JCDecaux confirmed that ad (a) was placed 47 metres from the primary school boundary and the placement prohibition was not picked up by their system. With regards to ad (b) they confirmed that the ad was not placed within 100 metres of a primary or secondary school and that day nurseries fell outside the Outsmart database.
Upheld in relation to ad (a) only
The CAP Code required that HFSS product ads must not be directed at children through the selection of media or the context in which they appeared, and that no medium should be used to advertise HFSS products if more than 25% of its audience was under the age of 16. Ad (a) promoted the Cadbury Flake McFlurry and Mini McFlurry and ad (b) promoted the Belgian Chocolate Honeycomb Frappe. Each of those products were HFSS products, and both the ads were therefore HFSS product ads for the purposes of the Code.

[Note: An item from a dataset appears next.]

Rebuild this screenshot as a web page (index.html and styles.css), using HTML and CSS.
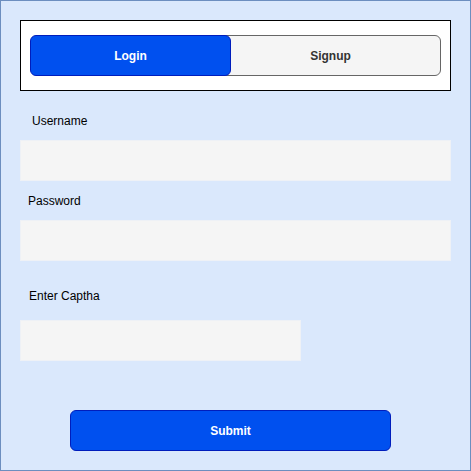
FILE: index.html
```html
<!DOCTYPE html>
<html>
<head>
<meta charset="utf-8">
<link rel="stylesheet" href="styles.css">
</head>
<body>
<div class="frame">
  <div class="tabs">
    <div class="tab tab-active">Login</div>
    <div class="tab tab-idle">Signup</div>
  </div>
  <div class="label label-user">Username</div>
  <div class="field field-wide"></div>
  <div class="label label-pass">Password</div>
  <div class="field field-wide"></div>
  <div class="label label-captcha">Enter Captha</div>
  <div class="field field-short"></div>
  <div class="submit">Submit</div>
</div>
</body>
</html>
```
FILE: styles.css
```css
html, body {
  margin: 0;
  padding: 0;
}
body {
  font-family: "Liberation Sans", Arial, sans-serif;
  font-size: 12px;
}
.frame {
  width: 471px;
  height: 471px;
  box-sizing: border-box;
  border: 1px solid #6c8ebf;
  background: #dae8fc;
  padding: 19px;
  display: flex;
  flex-direction: column;
  align-items: flex-start;
}
.tabs {
  width: 431px;
  height: 71px;
  box-sizing: border-box;
  border: 1px solid #000;
  background: #fff;
  padding: 14px 9px;
  display: flex;
}
.tab {
  height: 41px;
  box-sizing: border-box;
  display: flex;
  align-items: center;
  justify-content: center;
  font-weight: bold;
  font-size: 12px;
}
.tab-active {
  width: 201px;
  background: #0050ef;
  border: 1px solid #001dbc;
  border-radius: 6px;
  color: #fff;
  position: relative;
  z-index: 1;
}
.tab-idle {
  width: 221px;
  margin-left: -11px;
  background: #f5f5f5;
  border: 1px solid #666;
  border-radius: 6px;
  color: #333;
}
.label {
  line-height: 14px;
  color: #000;
}
.label-user {
  margin-top: 23px;
  margin-left: 12px;
}
.label-pass {
  margin-top: 13px;
  margin-left: 8px;
}
.label-captcha {
  margin-top: 28px;
  margin-left: 9px;
}
.field {
  height: 41px;
  box-sizing: border-box;
  background: #f5f5f5;
  border: 1px solid #eef1f6;
  margin-top: 12px;
}
.field-wide {
  width: 431px;
}
.field-short {
  width: 281px;
  margin-top: 17px;
}
.submit {
  margin-top: 49px;
  margin-left: 50px;
  width: 321px;
  height: 41px;
  box-sizing: border-box;
  background: #0050ef;
  border: 1px solid #001dbc;
  border-radius: 6px;
  color: #fff;
  font-weight: bold;
  display: flex;
  align-items: center;
  justify-content: center;
}
```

Ad (a) was located at a bus stop within 100 metres of a primary school. The ASA acknowledged that McDonald’s had provided estimated audience figures that around 21.84% of the audience for ad (a) was under 16. Although this indicated it was possible that less than 25% of the audience were under-16, we noted that this was an estimated figure only and that the figures had been obtained by McDonald’s in response to the ASA’s investigation rather than forming the basis for placing the ad at the site. JCDecaux and McDonald’s had acknowledged that the ad had been placed at the site in error because it was placed within 100 metres of a primary school when the standard approach taken by the outdoor ad industry was to not place ads for HFSS products within 100 metres of a primary or secondary school during term time. McDonald’s had also required all of its media owners not to place HFSS product ads within 200 metres of schools.
Notwithstanding the estimated audience figures provided by JCDecaux, we were concerned that the proximity of the poster to the school was within 100 metres of the school gates and that meant that the audience of the ad would likely be significantly skewed towards under-16s and because of that it was directed at children through the context in which the ad appeared. We concluded that the placement of ad (a) breached the Code.

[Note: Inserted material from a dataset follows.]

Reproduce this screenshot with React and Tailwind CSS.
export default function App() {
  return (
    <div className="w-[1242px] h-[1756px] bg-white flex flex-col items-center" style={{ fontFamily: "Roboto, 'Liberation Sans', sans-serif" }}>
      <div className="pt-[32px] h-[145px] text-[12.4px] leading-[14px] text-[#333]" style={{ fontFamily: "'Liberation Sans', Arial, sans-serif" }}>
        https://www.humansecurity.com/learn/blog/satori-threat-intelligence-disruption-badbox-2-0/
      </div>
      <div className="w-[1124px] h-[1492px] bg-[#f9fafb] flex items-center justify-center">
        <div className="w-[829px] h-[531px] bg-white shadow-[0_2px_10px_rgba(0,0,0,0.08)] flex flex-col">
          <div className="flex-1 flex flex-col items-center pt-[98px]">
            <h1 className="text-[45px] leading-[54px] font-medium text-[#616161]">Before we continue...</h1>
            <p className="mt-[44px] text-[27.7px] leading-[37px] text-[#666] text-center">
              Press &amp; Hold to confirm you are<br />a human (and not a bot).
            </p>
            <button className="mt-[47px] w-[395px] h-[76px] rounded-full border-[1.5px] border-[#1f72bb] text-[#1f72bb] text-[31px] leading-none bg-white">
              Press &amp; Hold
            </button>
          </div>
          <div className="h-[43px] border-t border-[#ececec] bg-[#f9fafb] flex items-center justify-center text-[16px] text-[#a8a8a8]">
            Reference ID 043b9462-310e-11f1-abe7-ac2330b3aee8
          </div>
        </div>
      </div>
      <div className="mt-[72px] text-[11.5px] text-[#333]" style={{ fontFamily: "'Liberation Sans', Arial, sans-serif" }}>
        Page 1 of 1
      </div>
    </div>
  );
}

With regards to ad (b), while the poster appeared within 100 metres of a nursery, it was not placed within 100 metres of a primary or secondary school, and we noted that sites located near to nurseries were not considered unsuitable to carry HFSS ads under the standard approach taken by the outdoor ad industry. We understood that in general nurseries were attended by a smaller number of children than primary and secondary schools and that meant the audience for the ad was unlikely to be significantly skewed towards under-16s. We therefore considered that the ad did not directly target children under 16 through the context in which it appeared and concluded that the placement of ad (b) did not breach the Code.

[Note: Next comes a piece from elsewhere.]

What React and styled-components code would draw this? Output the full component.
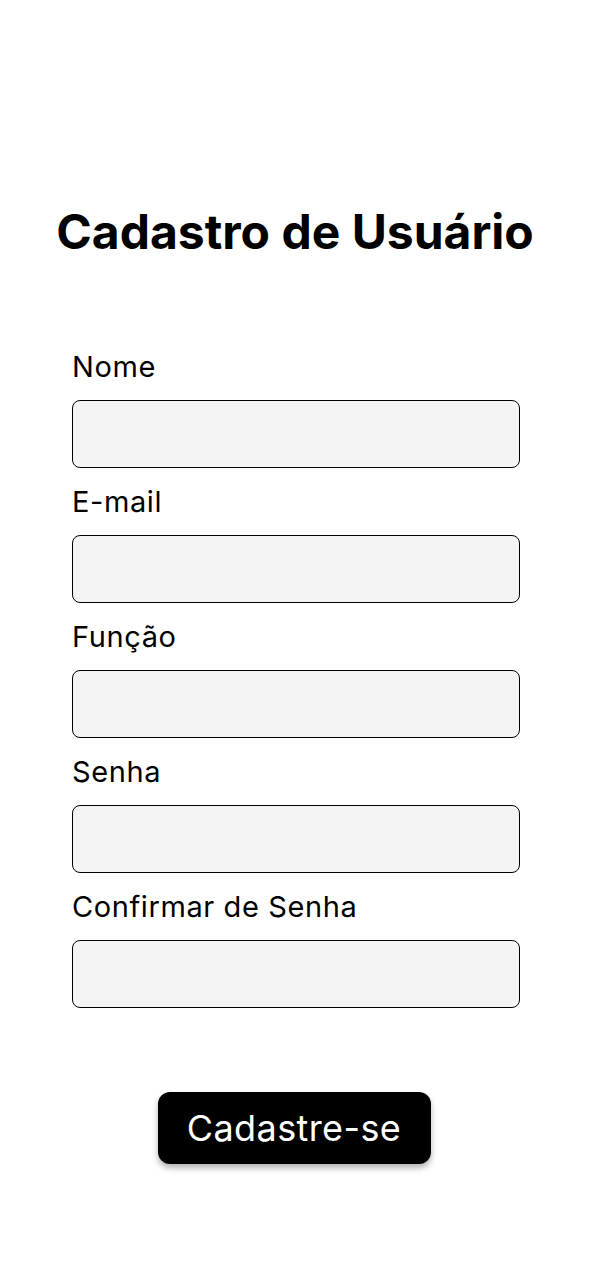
import React from 'react'
import styled, { createGlobalStyle } from 'styled-components'

const GlobalStyle = createGlobalStyle`
  body {
    margin: 0;
    background: #ffffff;
    font-family: Inter, "Noto Sans", sans-serif;
  }
`

const Page = styled.div`
  width: 590px;
  min-height: 1280px;
  display: flex;
  flex-direction: column;
  align-items: center;
  padding-top: 203px;
  box-sizing: border-box;
`

const Title = styled.h1`
  margin: 0;
  font-size: 48px;
  font-weight: 700;
  line-height: 58px;
  color: #000;
`

const Form = styled.form`
  width: 448px;
  margin-top: 89px;
  margin-left: 2px;
  display: flex;
  flex-direction: column;
  gap: 17px;
`

const Field = styled.div`
  display: flex;
  flex-direction: column;
  gap: 16px;
`

const Label = styled.label`
  font-size: 29px;
  line-height: 34px;
  letter-spacing: 0.6px;
  color: #000;
`

const Input = styled.input`
  height: 68px;
  box-sizing: border-box;
  border: 1.5px solid #000;
  border-radius: 8px;
  background: #f4f4f4;
  font-family: inherit;
  font-size: 22px;
  padding: 0 16px;
  outline: none;
`

const Button = styled.button`
  margin-top: 84px;
  margin-right: 2px;
  width: 273px;
  height: 72px;
  border: none;
  border-radius: 12px;
  background: #000;
  color: #fff;
  font-family: inherit;
  font-size: 36px;
  letter-spacing: 0.4px;
  box-shadow: 0 4px 6px rgba(0, 0, 0, 0.3);
  cursor: pointer;
`

const fields = [
  { id: 'nome', label: 'Nome', type: 'text' },
  { id: 'email', label: 'E-mail', type: 'email' },
  { id: 'funcao', label: 'Função', type: 'text' },
  { id: 'senha', label: 'Senha', type: 'password' },
  { id: 'confirmar', label: 'Confirmar de Senha', type: 'password' },
]

export default function App() {
  return (
    <>
      <GlobalStyle />
      <Page>
        <Title>Cadastro de Usuário</Title>
        <Form onSubmit={(e) => e.preventDefault()}>
          {fields.map((f) => (
            <Field key={f.id}>
              <Label htmlFor={f.id}>{f.label}</Label>
              <Input id={f.id} type={f.type} />
            </Field>
          ))}
        </Form>
        <Button type="button">Cadastre-se</Button>
      </Page>
    </>
  )
}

Ad (a) breached CAP Code (Edition 12) rule 15.18 15.18 HFSS product advertisements must not be directed at people under 16 through the selection of media or the context in which they appear. No medium should be used to advertise HFSS products, if more than 25% of its audience is under 16 years of age. (HFSS Product ad placement).
We also investigated ad (b) under CAP Code (Edition 12) rule 15.18 15.18 HFSS product advertisements must not be directed at people under 16 through the selection of media or the context in which they appear. No medium should be used to advertise HFSS products, if more than 25% of its audience is under 16 years of age. (HFSS Product ad placement), but did not find it in breach.
Ad (a) must not be displayed again in close proximity to a primary or secondary school. We told McDonald’s to ensure that they took measures in future to ensure that HFSS product ads were not directed at children under 16, including that they were not displayed in close proximity to a primary or secondary school.